Even as the highly publicized illness and subsequent 1985 death of Rock Hudson made headlines and sent a shiver down Hollywood's spine, Reagan remained inexplicably quiet. His friend and colleague, beloved actor and White House state dinner guest, was dead from AIDS. No public comment. What was that about? Indifference?
Had he chosen to speak up after Hudson's death, the world would have listened. Ronald Reagan, the man who confidently parlayed Hollywood stardom into a successful political career, could not have had a more compelling opportunity to open his mouth.
Some carefully chosen words might have squelched the homophobic rhetoric of the day. Some genuine leadership might have generated compassion to counter growing hostility and hysteria about AIDS in America. How profoundly different our world might be today if Reagan had pointed to one insufferable preacher and bellowed, "Rev.
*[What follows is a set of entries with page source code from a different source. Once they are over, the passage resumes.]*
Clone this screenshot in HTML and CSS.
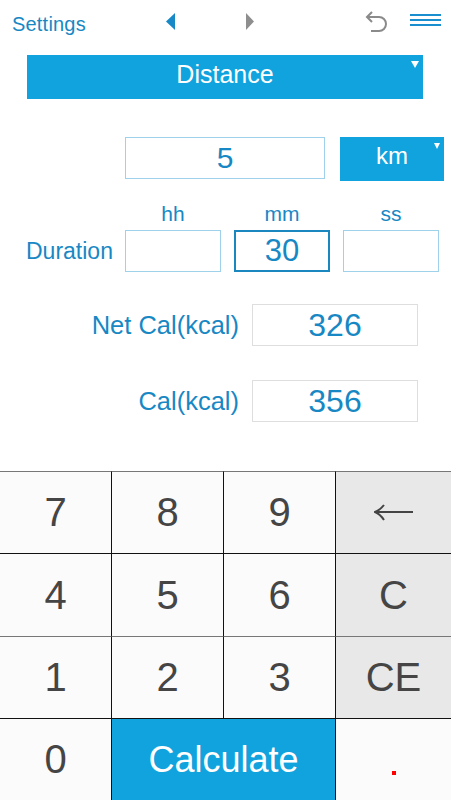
FILE: index.html
```html
<!DOCTYPE html>
<html>
<head>
<meta charset="utf-8">
<link rel="stylesheet" href="styles.css">
</head>
<body>
<div class="app">
  <div class="header">
    <span class="settings">Settings</span>
    <svg class="arrow-left" width="9" height="17" viewBox="0 0 9 17"><polygon points="9,0 9,17 0,8.5" fill="#1789c6"/></svg>
    <svg class="arrow-right" width="8" height="17" viewBox="0 0 8 17"><polygon points="0,0 0,17 8,8.5" fill="#8e8e8e"/></svg>
    <svg class="undo" width="26" height="24" viewBox="0 0 26 24"><path d="M3 7 H15 A7 7 0 0 1 15 21 H7" fill="none" stroke="#8a8a8a" stroke-width="2"/><path d="M8 2 L3 7 L8 12" fill="none" stroke="#8a8a8a" stroke-width="2"/></svg>
    <svg class="menu" width="31" height="14" viewBox="0 0 31 14"><rect x="0" y="1" width="31" height="2" fill="#1a8fcf"/><rect x="0" y="6" width="31" height="2" fill="#1a8fcf"/><rect x="0" y="11" width="31" height="2" fill="#1a8fcf"/></svg>
  </div>

  <div class="mode-bar">Distance<span class="tri"></span></div>

  <div class="dist-row">
    <div class="field dist-field">5</div>
    <div class="unit">km<span class="tri small"></span></div>
  </div>

  <div class="dur-grid">
    <span></span>
    <span class="unit-label">hh</span>
    <span class="unit-label">mm</span>
    <span class="unit-label">ss</span>
    <span class="dur-label">Duration</span>
    <div class="field dur-field"></div>
    <div class="field dur-field active">30</div>
    <div class="field dur-field"></div>
  </div>

  <div class="result-row first">
    <span class="result-label">Net Cal(kcal)</span>
    <div class="result-field">326</div>
  </div>
  <div class="result-row">
    <span class="result-label">Cal(kcal)</span>
    <div class="result-field">356</div>
  </div>

  <div class="keypad">
    <div class="key r1 c1">7</div>
    <div class="key r1">8</div>
    <div class="key r1">9</div>
    <div class="key r1 side"><svg width="40" height="18" viewBox="0 0 40 18"><path d="M1 8 H39" stroke="#444" stroke-width="2"/><path d="M10 1 Q6 6 1 8 Q6 10 10 16" fill="none" stroke="#444" stroke-width="2"/></svg></div>
    <div class="key c1">4</div>
    <div class="key">5</div>
    <div class="key">6</div>
    <div class="key side">C</div>
    <div class="key r3 c1">1</div>
    <div class="key r3">2</div>
    <div class="key r3">3</div>
    <div class="key r3 side">CE</div>
    <div class="key c1">0</div>
    <div class="key calc">Calculate</div>
    <div class="key dot-key"><span class="dot"></span></div>
  </div>
</div>
</body>
</html>
```

FILE: styles.css
```css
* { box-sizing: border-box; }
html, body { margin: 0; padding: 0; background: #fff; }
body { font-family: "Liberation Sans", Arial, sans-serif; color: #1788c4; }
.app { width: 451px; height: 800px; display: flex; flex-direction: column; overflow: hidden; }

.header { height: 44px; display: flex; align-items: flex-start; }
.settings { width: 166px; padding-left: 12px; margin-top: 12px; font-size: 20px; line-height: 24px; color: #1788c4; letter-spacing: 0.2px; }
.arrow-left { margin-top: 13px; }
.arrow-right { margin-top: 13px; margin-left: 71px; }
.undo { margin-top: 10px; margin-left: 110px; }
.menu { margin-top: 13px; margin-left: 20px; }

.mode-bar { position: relative; margin: 11px 0 0 27px; width: 396px; height: 44px; background: #10a3de; color: #fff; font-size: 25px; display: flex; align-items: center; justify-content: center; padding-bottom: 5px; }
.tri { position: absolute; right: 4px; top: 6px; width: 0; height: 0; border-left: 4px solid transparent; border-right: 4px solid transparent; border-top: 7px solid #fff; }
.tri.small { top: 6px; border-left-width: 3.5px; border-right-width: 3.5px; border-top-width: 6px; }

.dist-row { display: flex; margin-top: 38px; padding-left: 125px; align-items: flex-start; }
.field { border: 1px solid #9fd1ea; display: flex; align-items: center; justify-content: center; color: #1788c4; font-size: 30px; }
.dist-field { width: 200px; height: 42px; }
.unit { position: relative; margin-left: 15px; width: 104px; height: 44px; background: #10a3de; color: #fff; font-size: 24px; display: flex; align-items: center; justify-content: center; padding-bottom: 6px; }

.dur-grid { display: grid; grid-template-columns: 112px 96px 96px 96px; column-gap: 13px; row-gap: 4px; margin-top: 21px; align-items: center; }
.unit-label { text-align: center; font-size: 21px; line-height: 24px; }
.dur-label { font-size: 23px; padding-left: 26px; white-space: nowrap; }
.dur-field { height: 42px; font-size: 31px; }
.dur-field.active { border: 2px solid #1a87be; }

.result-row { display: grid; grid-template-columns: 252px 166px; align-items: center; margin-top: 34px; }
.result-row.first { margin-top: 32px; }
.result-label { text-align: right; padding-right: 13px; font-size: 25.5px; }
.result-field { height: 42px; border: 1px solid #dedede; display: flex; align-items: center; justify-content: center; font-size: 32px; color: #1788c4; }

.keypad { margin-top: auto; display: grid; grid-template-columns: 111px 112px 112px 116px; grid-template-rows: 82px 83px 82px 82px; }
.key { background: #fbfbfb; border-top: 1px solid #111; border-left: 1px solid #111; display: flex; align-items: center; justify-content: center; font-size: 40px; color: #454545; }
.key.c1 { border-left: none; }
.key.r1, .key.r3 { border-top: 1px solid #777; }
.key.side { background: #e8e8e8; }
.key.calc { grid-column: span 2; background: #10a3de; color: #fff; font-size: 36px; }
.dot { width: 4px; height: 4px; background: #f00; margin-top: 26px; }
```
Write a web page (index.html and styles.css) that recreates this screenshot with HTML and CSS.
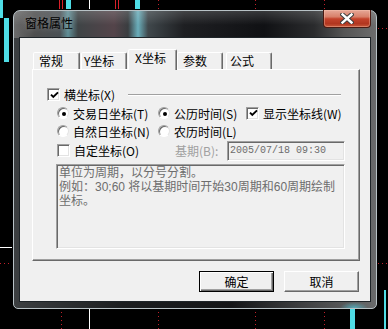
FILE: index.html
```html
<!DOCTYPE html>
<html>
<head>
    <title>窗格属性</title>
    <link rel="stylesheet" href="styles.css">
</head>
<body>
    <div class="desktop">
        <!-- chart lines behind the dialog -->
        <svg class="chart" width="388" height="329">
            <rect x="0" y="0" width="3" height="18" fill="#4fdde6"/>
            <rect x="4" y="18" width="5" height="44" fill="#4fdde6"/>
            <rect x="59" y="0" width="1" height="9" fill="#d8202a"/>
            <rect x="62" y="0" width="1" height="9" fill="#d8202a"/>
            <rect x="66" y="0" width="5" height="9" fill="#4fdde6"/>
            <rect x="89" y="0" width="1" height="9" fill="#ffffff"/>
            <rect x="115" y="0" width="1" height="9" fill="#d8202a"/>
            <rect x="118" y="0" width="1" height="9" fill="#d8202a"/>
            <rect x="135" y="0" width="5" height="9" fill="#4fdde6"/>
            <line x1="158.5" y1="0" x2="158.5" y2="329" stroke="#c0202a" stroke-dasharray="1 3"/>
            <line x1="255.5" y1="0" x2="255.5" y2="329" stroke="#c0202a" stroke-dasharray="1 3"/>
            <line x1="324.5" y1="0" x2="324.5" y2="329" stroke="#c0202a" stroke-dasharray="1 3"/>
            <line x1="61.5" y1="300" x2="61.5" y2="329" stroke="#c0202a" stroke-dasharray="1 3"/>
            <line x1="378" y1="28.5" x2="388" y2="28.5" stroke="#c0202a" stroke-dasharray="1 3"/>
            <line x1="0" y1="263.5" x2="12" y2="263.5" stroke="#c0202a" stroke-dasharray="1 3"/>
            <line x1="378" y1="263.5" x2="388" y2="263.5" stroke="#c0202a" stroke-dasharray="1 3"/>
            <rect x="0" y="247" width="12" height="1" fill="#ffffff"/>
            <rect x="89" y="300" width="1" height="29" fill="#ffffff"/>
            <rect x="350" y="300" width="5" height="29" fill="#4fdde6"/>
            <rect x="384" y="290" width="2" height="39" fill="#4fdde6"/>
        </svg>

        <div class="window">
            <div class="titlebar">
                <span class="title">窗格属性</span>
                <button class="close">
                    <svg width="14" height="11" viewBox="0 0 14 11">
                        <path d="M2.5 1.5 L11.5 9.5 M11.5 1.5 L2.5 9.5" stroke="#3c3c3c" stroke-width="4.4" stroke-linecap="square"/>
                        <path d="M2.5 1.5 L11.5 9.5 M11.5 1.5 L2.5 9.5" stroke="#ffffff" stroke-width="2.4" stroke-linecap="square"/>
                    </svg>
                </button>
            </div>

            <div class="client">
                <div class="tabs">
                    <div class="tab tab-first">常规</div>
                    <div class="tab tab-y">Y坐标</div>
                    <div class="tab active">X坐标</div>
                    <div class="tab tab-params">参数</div>
                    <div class="tab tab-formula">公式</div>
                </div>

                <div class="panel">
                    <div class="row head">
                        <span class="check"><svg width="9" height="9"><polyline points="1,3.6 3.3,6 8,1.4" fill="none" stroke="#000" stroke-width="1.9"/></svg></span>
                        <span class="label head-label">横坐标(X)</span>
                        <span class="rule"></span>
                    </div>
                    <div class="row sub">
                        <span class="opt col1"><span class="radio on"></span><span class="label">交易日坐标(T)</span></span>
                        <span class="opt col2"><span class="radio on"></span><span class="label">公历时间(S)</span></span>
                        <span class="opt"><span class="check"><svg width="9" height="9"><polyline points="1,3.6 3.3,6 8,1.4" fill="none" stroke="#000" stroke-width="1.9"/></svg></span><span class="label">显示坐标线(W)</span></span>
                    </div>
                    <div class="row sub">
                        <span class="opt col1"><span class="radio"></span><span class="label">自然日坐标(N)</span></span>
                        <span class="opt col2"><span class="radio"></span><span class="label">农历时间(L)</span></span>
                    </div>
                    <div class="row sub base">
                        <span class="opt col-custom"><span class="check"></span><span class="label">自定坐标(O)</span></span>
                        <span class="base-label">基期(B):</span>
                        <span class="field">2005/07/18 09:30</span>
                    </div>
                    <div class="memo">
                        <div>单位为周期，以分号分割。</div>
                        <div>例如：30;60 将以基期时间开始30周期和60周期绘制</div>
                        <div>坐标。</div>
                    </div>
                </div>

                <div class="buttons">
                    <button class="btn default">确定</button>
                    <button class="btn">取消</button>
                </div>
            </div>
        </div>
    </div>
</body>
</html>
```

FILE: styles.css
```css
* {
    box-sizing: border-box;
}
body {
    margin: 0;
    background: #000;
    font-family: "Noto Sans CJK SC", "Noto Sans", sans-serif;
    font-size: 12px;
    color: #000;
}
.desktop {
    position: relative;
    width: 388px;
    height: 329px;
    overflow: hidden;
    background: #000;
    padding: 10px 0 0 13px;
}
.chart {
    position: absolute;
    left: 0;
    top: 0;
}
.window {
    position: relative;
    width: 364px;
    height: 299px;
    padding: 0 5px 6px;
    border: 1px solid #b8c2c6;
    border-radius: 7px 7px 5px 5px;
    background:
        linear-gradient(to bottom, rgba(255, 255, 255, 0.16), rgba(255, 255, 255, 0) 14px) top / 100% 27px no-repeat,
        linear-gradient(to right, #6b6b6b 0px, #4e4e4e 20px, #4a5054 46px, #5f8e96 54px, #3f4446 64px,
            #54444a 100px, #3a3d40 114px, #6aaebb 124px, #40484c 134px, #1e1f22 170px,
            #101114 250px, #2a2b2d 300px, #555 330px, #6e6e6e 364px) top / 100% 27px no-repeat,
        radial-gradient(ellipse 14px 6px at 340px 100%, rgba(80, 200, 220, 0.7), rgba(80, 200, 220, 0)),
        linear-gradient(to right, #3c3f41, #1c1e20 30%, #141517 60%, #6a6b6c 100%);
}
.titlebar {
    display: flex;
    align-items: flex-start;
    height: 26px;
}
.title {
    flex: 1;
    padding: 5px 0 0 6px;
    line-height: 14px;
    text-shadow: 0 0 6px rgba(255, 255, 255, 0.35);
}
.close {
    display: flex;
    align-items: center;
    justify-content: center;
    width: 48px;
    height: 18px;
    margin-top: -1px;
    padding: 0;
    border: 1px solid #4a1a12;
    border-top: none;
    border-radius: 0 0 4px 4px;
    background: linear-gradient(to bottom, #e6a898 0%, #d8806a 40%, #c4432c 52%, #b23620 80%, #c8583a 100%);
    box-shadow: inset 0 0 0 1px rgba(255, 210, 190, 0.35);
}
.client {
    height: 265px;
    border: 1px solid #1e2428;
    background: #f0f0f0;
    padding: 11px 10px 0 12px;
}
.tabs {
    display: flex;
    align-items: flex-end;
    height: 20px;
    padding-left: 1px;
}
.tab {
    height: 17px;
    padding: 1px 0 0 5px;
    line-height: 14px;
    background: #f0f0f0;
    border: 1px solid;
    border-bottom: none;
    border-color: #fff #696969 transparent #fff;
    border-radius: 2px 2px 0 0;
    box-shadow: inset -1px 0 0 #a0a0a0;
    white-space: nowrap;
}
.tab-first {
    width: 47px;
}
.tab-y {
    width: 46px;
    margin-left: 1px;
    padding-left: 2px;
}
.tab.active {
    position: relative;
    z-index: 1;
    width: 49px;
    height: 21px;
    margin-left: 1px;
    margin-bottom: -1px;
    padding-left: 6px;
}
.tab-params {
    width: 46px;
}
.tab-formula {
    width: 46px;
    margin-left: 3px;
    padding-left: 3px;
}
.panel {
    height: 192px;
    border: 1px solid;
    border-color: #fff #696969 #696969 #fff;
    box-shadow: inset -1px -1px 0 #a0a0a0;
    padding: 16px 0 0 14px;
}
.row {
    display: flex;
    align-items: center;
    white-space: nowrap;
}
.head {
    height: 17px;
}
.head-label {
    width: 60px;
    margin-left: 4px;
}
.rule {
    flex: 1;
    height: 2px;
    margin: 0 18px 0 4px;
    border-top: 1px solid #a0a0a0;
    border-bottom: 1px solid #fff;
}
.sub {
    height: 18px;
    margin-left: 10px;
}
.sub:nth-child(2) {
    margin-top: 1px;
}
.base {
    height: 21px;
}
.opt {
    display: flex;
    align-items: center;
}
.opt .label {
    margin-left: 4px;
}
.col1 {
    width: 101px;
}
.col2 {
    width: 88px;
}
.col-custom {
    width: 118px;
}
.check {
    display: flex;
    align-items: center;
    justify-content: center;
    width: 13px;
    height: 13px;
    background: #fff;
    border: 1px solid;
    border-color: #a0a0a0 #fff #fff #a0a0a0;
    box-shadow: inset 1px 1px 0 #696969, inset -1px -1px 0 #e3e3e3;
}
.check svg {
    display: block;
    margin: 1px 0 0 1px;
}
.radio {
    display: flex;
    align-items: center;
    justify-content: center;
    width: 12px;
    height: 12px;
    border-radius: 50%;
    background: #fff;
    border: 1px solid;
    border-color: #a0a0a0 #e3e3e3 #fff #a0a0a0;
    box-shadow: inset 1px 1px 0 #696969;
}
.radio.on::after {
    content: "";
    width: 4px;
    height: 4px;
    border-radius: 50%;
    background: #000;
    margin: 1px 0 0 1px;
}
.base-label {
    width: 52px;
    color: #a0a0a0;
}
.field {
    width: 118px;
    height: 20px;
    padding: 0 2px;
    line-height: 18px;
    font-family: "Liberation Mono", monospace;
    font-size: 10px;
    color: #6d6d6d;
    background: #f0f0f0;
    border: 1px solid;
    border-color: #a0a0a0 #fff #fff #a0a0a0;
    box-shadow: inset 1px 1px 0 #696969, inset -1px -1px 0 #e3e3e3;
}
.memo {
    width: 289px;
    height: 85px;
    margin: 3px 0 0 9px;
    padding: 1px 2px;
    font-family: "Liberation Sans", "Noto Sans CJK SC", sans-serif;
    line-height: 14px;
    color: #6d6d6d;
    white-space: nowrap;
    overflow: hidden;
    background: #f0f0f0;
    border: 1px solid;
    border-color: #a0a0a0 #fff #fff #a0a0a0;
    box-shadow: inset 1px 1px 0 #696969, inset -1px -1px 0 #e3e3e3;
}
.buttons {
    display: flex;
    justify-content: flex-end;
    gap: 10px;
    margin: 10px 1px 0 0;
}
.btn {
    width: 75px;
    height: 21px;
    padding: 0;
    font: inherit;
    line-height: 17px;
    color: #000;
    background: #f0f0f0;
    border: 1px solid;
    border-color: #fff #696969 #696969 #fff;
    box-shadow: inset -1px -1px 0 #a0a0a0;
}
.btn.default {
    border-color: #000;
    box-shadow: inset 1px 1px 0 #fff, inset -1px -1px 0 #696969, inset -2px -2px 0 #a0a0a0;
}
```
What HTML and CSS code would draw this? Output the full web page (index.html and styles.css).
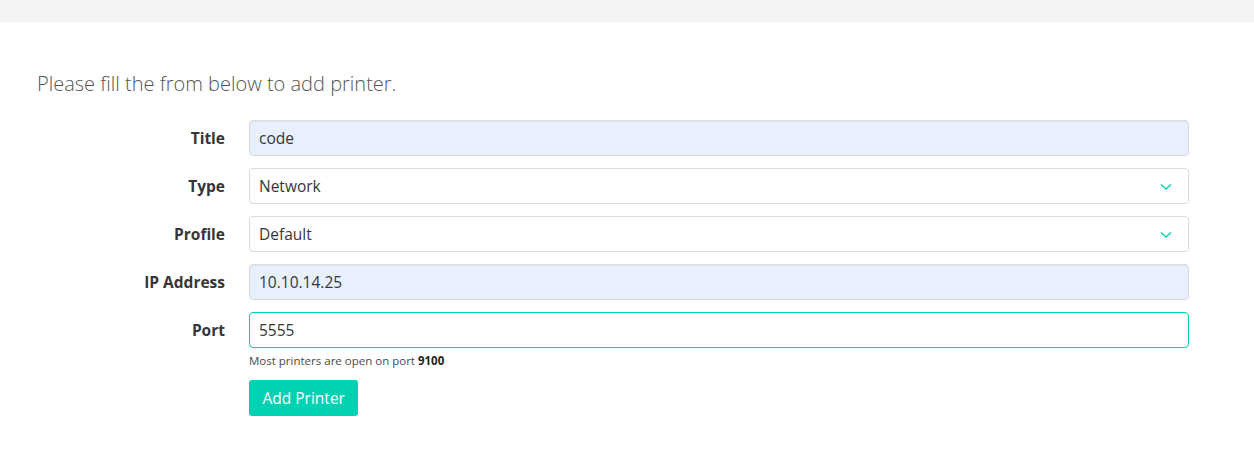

Falwell, you sanctimonious turd, sit down and shut up!"
Or what if this man, this piece of all-American craftsmanship, had simply offered an affirmation of plainspoken optimism about AIDS? What if he'd just told us he cared about the lives of the people infected or affected by the virus? In eulogizing the former president, the current occupant of the White House, George W. Bush, told us Ronald Reagan "believed that the gentleman always does the kindest thing." All the recent glorification of his presidency cannot eclipse the fact that when it came to AIDS, Ronald Reagan did not show the world his humanity.”*
It was at this point, in late July 1985,that Hudson publicly announced he had been diagnosed with AIDS. There was a huge outpouring of support, but for the most part, I think it really just f-ed with people’s conception of of AIDS and of homosexuality.
Hudson’s announcement gave AIDS a public (and sympathetic) face, and was one of several moments in the 1980s that helped de-stigmatize the disease and those who suffered from it. It also gave a public face to homosexuality, one that was not stereotypical or the butt of a joke. These were enormous revelations, and their effects are still felt today.